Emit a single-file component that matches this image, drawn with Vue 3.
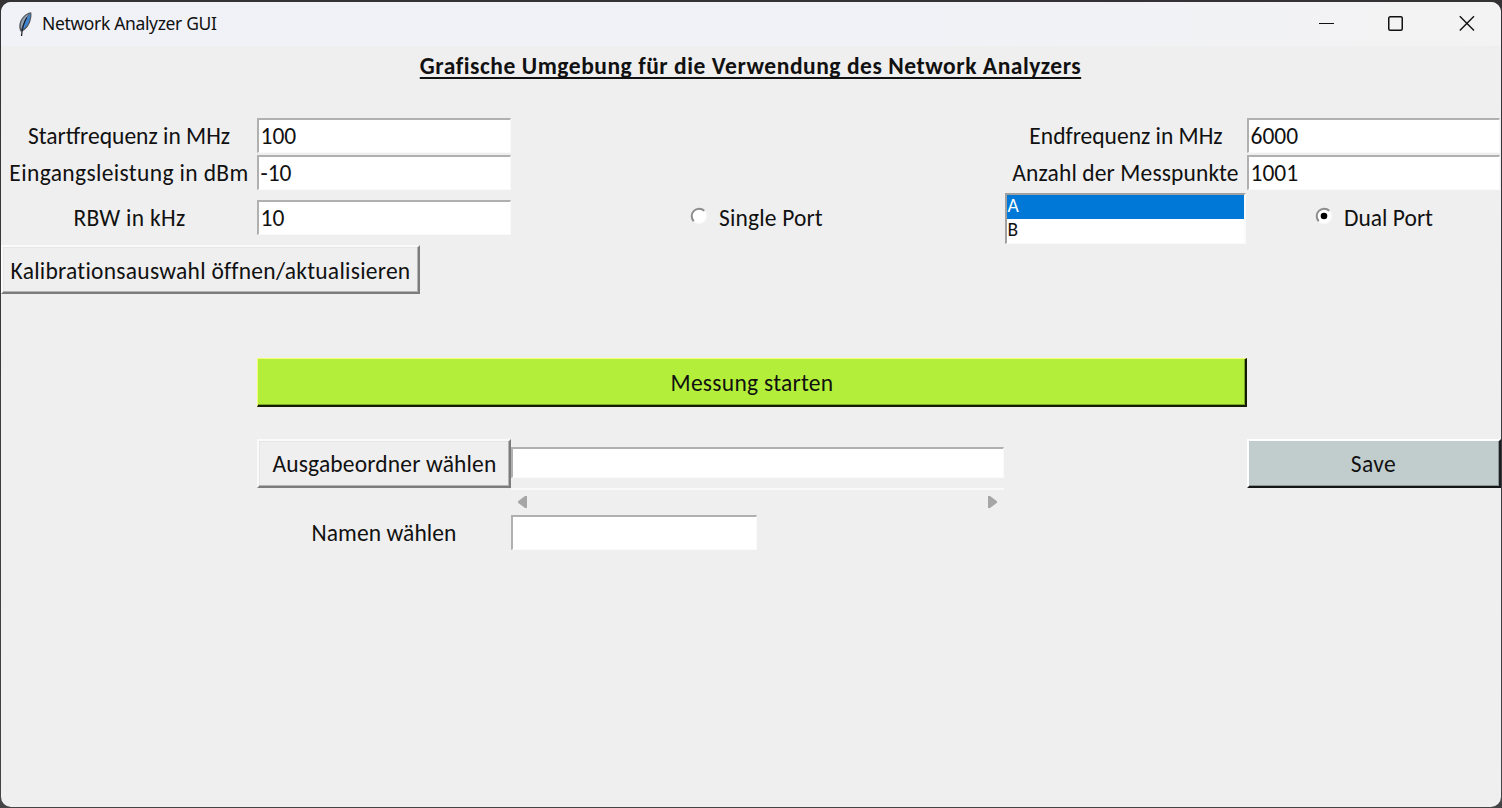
<script setup>
import { ref } from 'vue'

const start = ref('100')
const power = ref('-10')
const rbw = ref('10')
const end = ref('6000')
const points = ref('1001')
const folder = ref('')
const fileName = ref('')
const ports = ['A', 'B']
const selected = ref('A')
const mode = ref('dual')
</script>

<template>
  <div class="desktop">
    <div class="window">
      <header class="titlebar">
        <svg class="feather" width="18" height="28" viewBox="0 0 18 28">
          <path d="M16.200 2.200C11.500 2.500 6.500 7 4.800 12.500c-.9 3.200-.7 6.300.6 8.800l1 .5c4-1.600 7.400-5.600 8.900-10.300 1.100-3.500 1.600-6.800.9-9.300z" fill="#55585d" />
          <path d="M14 3.800C10.500 5.200 7.300 8.800 6.200 12.800c-.6 2.200-.6 4.300 0 6.200C8.300 13.500 10.500 8.500 14 3.800z" fill="#93a3b5" />
          <path d="M15.300 3.200C11.500 7.500 8.500 13.500 6.800 20c3.500-1.700 6.200-5.200 7.400-9.100.9-2.900 1.300-5.500 1.100-7.700z" fill="#3f86d2" />
          <path d="M11.800 7.500C9 12 7.300 16.500 6.500 26" fill="none" stroke="#1c222c" stroke-width="1.300" />
        </svg>
        <span class="caption">Network Analyzer GUI</span>
        <div class="controls">
          <svg width="16" height="16" viewBox="0 0 16 16"><path d="M0 8.500H15" /></svg>
          <svg width="16" height="16" viewBox="0 0 16 16"><rect x=".75" y="1.750" width="13.500" height="13.500" rx="1.500" stroke-width="1.500" /></svg>
          <svg width="16" height="16" viewBox="0 0 16 16"><path d="M.8 1.300L15 15.500M15 1.300L.8 15.500" stroke-width="1.400" /></svg>
        </div>
      </header>

      <main class="form">
        <h1 class="heading"><span>Grafische Umgebung für die Verwendung des Network Analyzers</span></h1>

        <label class="label r2 c1">Startfrequenz in MHz</label>
        <input v-model="start" class="entry r2 c2" />
        <label class="label r2 c5">Endfrequenz in MHz</label>
        <input v-model="end" class="entry r2 c6" />

        <label class="label r3 c1 t-power">Eingangsleistung in dBm</label>
        <input v-model="power" class="entry r3 c2" />
        <label class="label r3 c5 t-points">Anzahl der Messpunkte</label>
        <input v-model="points" class="entry r3 c6" />

        <label class="label r4 c1 t-rbw">RBW in kHz</label>
        <input v-model="rbw" class="entry mid r4 c2" />
        <div class="radio r4 single" @click="mode = 'single'">
          <svg width="18" height="18" viewBox="0 0 18 18">
            <circle cx="9" cy="9" r="8" fill="#fafafa" />
            <circle cx="9" cy="9" r="6.500" fill="#fff" />
            <path d="M3.700 14.300A7.500 7.500 0 0 1 14.300 3.700" class="ring" />
            <circle v-if="mode === 'single'" cx="9" cy="9" r="3.300" />
          </svg>
          <span class="t-single">Single Port</span>
        </div>
        <ul class="list r4 c5">
          <li v-for="p in ports" :key="p" :class="{ on: p === selected }" @click="selected = p">{{ p }}</li>
        </ul>
        <div class="radio r4 c6" @click="mode = 'dual'">
          <svg width="18" height="18" viewBox="0 0 18 18">
            <circle cx="9" cy="9" r="8" fill="#fafafa" />
            <circle cx="9" cy="9" r="6.500" fill="#fff" />
            <path d="M3.700 14.300A7.500 7.500 0 0 1 14.300 3.700" class="ring" />
            <circle v-if="mode === 'dual'" cx="9" cy="9" r="3.300" />
          </svg>
          <span>Dual Port</span>
        </div>

        <button class="button calib">Kalibrationsauswahl öffnen/aktualisieren</button>
        <button class="button go">Messung starten</button>

        <button class="button choose">Ausgabeordner wählen</button>
        <input v-model="folder" class="entry folder" />
        <button class="button save">Save</button>

        <div class="scroll">
          <svg width="11" height="14" viewBox="0 0 11 14"><path d="M10 1v12H8L1 7.800V6.200L8 1z" /></svg>
          <svg width="11" height="14" viewBox="0 0 11 14"><path d="M1 1v12h2l7-5.200V6.200L3 1z" /></svg>
        </div>

        <label class="label name">Namen wählen</label>
        <input v-model="fileName" class="entry file" />
      </main>
    </div>
  </div>
</template>

<style>
body { margin: 0; background: #29282a; overflow: hidden; }
</style>

<style scoped>
* { box-sizing: border-box; }
.desktop {
  height: 808px;
  padding: 2px 1px 1px;
  background: linear-gradient(#343235, #444345);
}
.window {
  height: 805px;
  border-radius: 10px;
  overflow: hidden;
  background: #efefef;
}
.titlebar {
  height: 44px;
  display: flex;
  align-items: center;
  padding: 0 26px 2px 14px;
  background: linear-gradient(90deg, #f0f2f8, #f1f2f7 60%, #f3f3f3);
}
.feather { margin-top: 2px; }
.caption {
  margin-left: 9px;
  font: 17.500px "Noto Sans", sans-serif;
  letter-spacing: -0.350px;
  color: #111;
}
.controls { margin-left: auto; display: flex; gap: 54px; }
.controls svg { fill: none; stroke: #111; stroke-width: 1.200; overflow: visible; }
.controls svg:nth-child(2) { margin: 0 1px 0 -1px; }
.form {
  display: grid;
  grid-template-columns: 256px 254px 246px 248px 242px 254px;
  grid-template-rows: 72px 37px 38px 52px 50px 63px 50px 31px 50px 26px 36px;
  font-family: Carlito, Lato, sans-serif;
  font-size: 23.500px;
  color: #111;
}
.heading {
  grid-area: 1 / 1 / 2 / 7;
  margin: 0;
  height: 40px;
  padding-right: 1px;
  display: flex;
  align-items: center;
  justify-content: center;
  font-size: 23.500px;
  letter-spacing: 0.550px;
  font-weight: 700;
  text-decoration: underline;
  text-decoration-thickness: 2px;
  text-underline-offset: 3px;
  text-decoration-skip-ink: none;
}
.r2 { grid-row: 2; }
.r3 { grid-row: 3; }
.r4 { grid-row: 4; }
.c1 { grid-column: 1; }
.c2 { grid-column: 2; }
.c5 { grid-column: 5; }
.c6 { grid-column: 6; }
.t-power { letter-spacing: 0.360px; }
.t-rbw { letter-spacing: 0.300px; padding-left: 1px; }
.t-points { letter-spacing: 0.120px; padding-right: 1px; }
.t-single { letter-spacing: 0.150px; }
.label {
  height: 36px;
  align-self: start;
  display: flex;
  align-items: center;
  justify-content: center;
  white-space: nowrap;
}
.r4.label { margin-top: 7px; }
.entry {
  width: 100%;
  height: 35px;
  align-self: start;
  margin: 0;
  padding: 0 0 0 1.500px;
  border: solid;
  border-width: 2px 1px 1px 2px;
  border-color: #b0b0b0 #fafafa #fafafa #b0b0b0;
  border-radius: 0;
  background: #fff;
  font: inherit;
  color: inherit;
  outline: none;
}
.entry.mid { margin-top: 7px; }
.entry.c6 { width: 253px; }
.radio {
  height: 50px;
  display: flex;
  align-items: center;
  justify-content: center;
  gap: 11px;
  white-space: nowrap;
}
.radio.single { grid-column: 3 / 5; padding-right: 3px; }
.radio svg { margin-top: -4px; }
.radio circle { stroke: none; }
.ring { fill: none; stroke: #8c8c8c; stroke-width: 2; }
.list {
  width: 241px;
  height: 51px;
  margin: 0;
  padding: 0;
  list-style: none;
  border: solid;
  border-width: 2px 2px 1px 2px;
  border-color: #a0a0a0 #fafafa #fafafa #a0a0a0;
  background: #fff;
  font-size: 19.500px;
}
.list li { height: 24px; line-height: 21px; padding-left: 0.500px; }
.list .on { background: #0078d7; color: #fff; }
.button {
  margin: 0;
  padding: 0;
  height: 49px;
  border: solid;
  border-width: 2px;
  border-color: #fafafa #7c7c7c #7c7c7c #fafafa;
  box-shadow: inset -1px -1px #b4b4b4, inset 1px 1px #e6e6e6;
  border-radius: 0;
  background: #efefef;
  font: inherit;
  color: inherit;
  white-space: nowrap;
}
.calib { grid-area: 5 / 1 / 6 / 3; width: 419px; padding-top: 2px; letter-spacing: 0.260px; }
.go {
  grid-area: 7 / 2 / 8 / 6;
  width: 990px;
  padding: 2px 0 0 1px;
  letter-spacing: 0.270px;
  background: #b3ef3a;
  border-color: #f4ff7c #141c03 #141c03 #f4ff7c;
  border-width: 1px 2px 2px 1px;
  box-shadow: inset -1px -1px #7ba628;
}
.choose { grid-area: 9 / 2 / 10 / 3; padding-left: 1px; letter-spacing: 0.160px; }
.folder { grid-area: 9 / 3 / 10 / 5; height: 31px; width: 493px; margin-top: 8px; }
.save {
  grid-area: 9 / 6 / 10 / 7;
  padding-right: 1px;
  letter-spacing: 0.400px;
  background: #c1cdcd;
  border-color: #fff #1c1f1f #151717 #fff;
  box-shadow: inset -1px -1px #8a9494;
}
.scroll {
  grid-area: 10 / 3 / 11 / 5;
  width: 493px;
  height: 27px;
  margin-top: -1px;
  padding: 0 6px 2px;
  border-top: 2px solid #f9f9f9;
  display: flex;
  justify-content: space-between;
  align-items: center;
}
.scroll svg { fill: #a6a6a6; }
.name { grid-area: 11 / 2 / 12 / 3; letter-spacing: 0.080px; }
.file { grid-area: 11 / 3 / 12 / 4; }
</style>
+---+
Quote, please, every line of the material above from its start through the line that has "des Network Analyzers</span></h1>", reproducing the words exactly and dropping any images.

Emit a single-file component that matches this image, drawn with Vue 3.
<script setup>
import { ref } from 'vue'

const start = ref('100')
const power = ref('-10')
const rbw = ref('10')
const end = ref('6000')
const points = ref('1001')
const folder = ref('')
const fileName = ref('')
const ports = ['A', 'B']
const selected = ref('A')
const mode = ref('dual')
</script>

<template>
  <div class="desktop">
    <div class="window">
      <header class="titlebar">
        <svg class="feather" width="18" height="28" viewBox="0 0 18 28">
          <path d="M16.200 2.200C11.500 2.500 6.500 7 4.800 12.500c-.9 3.200-.7 6.300.6 8.800l1 .5c4-1.600 7.400-5.600 8.900-10.300 1.100-3.500 1.600-6.800.9-9.300z" fill="#55585d" />
          <path d="M14 3.800C10.500 5.200 7.300 8.800 6.200 12.800c-.6 2.200-.6 4.300 0 6.200C8.300 13.500 10.500 8.500 14 3.800z" fill="#93a3b5" />
          <path d="M15.300 3.200C11.500 7.500 8.500 13.500 6.800 20c3.500-1.700 6.200-5.200 7.400-9.100.9-2.900 1.300-5.500 1.100-7.700z" fill="#3f86d2" />
          <path d="M11.800 7.500C9 12 7.300 16.500 6.500 26" fill="none" stroke="#1c222c" stroke-width="1.300" />
        </svg>
        <span class="caption">Network Analyzer GUI</span>
        <div class="controls">
          <svg width="16" height="16" viewBox="0 0 16 16"><path d="M0 8.500H15" /></svg>
          <svg width="16" height="16" viewBox="0 0 16 16"><rect x=".75" y="1.750" width="13.500" height="13.500" rx="1.500" stroke-width="1.500" /></svg>
          <svg width="16" height="16" viewBox="0 0 16 16"><path d="M.8 1.300L15 15.500M15 1.300L.8 15.500" stroke-width="1.400" /></svg>
        </div>
      </header>

      <main class="form">
        <h1 class="heading"><span>Grafische Umgebung für die Verwendung des Network Analyzers</span></h1>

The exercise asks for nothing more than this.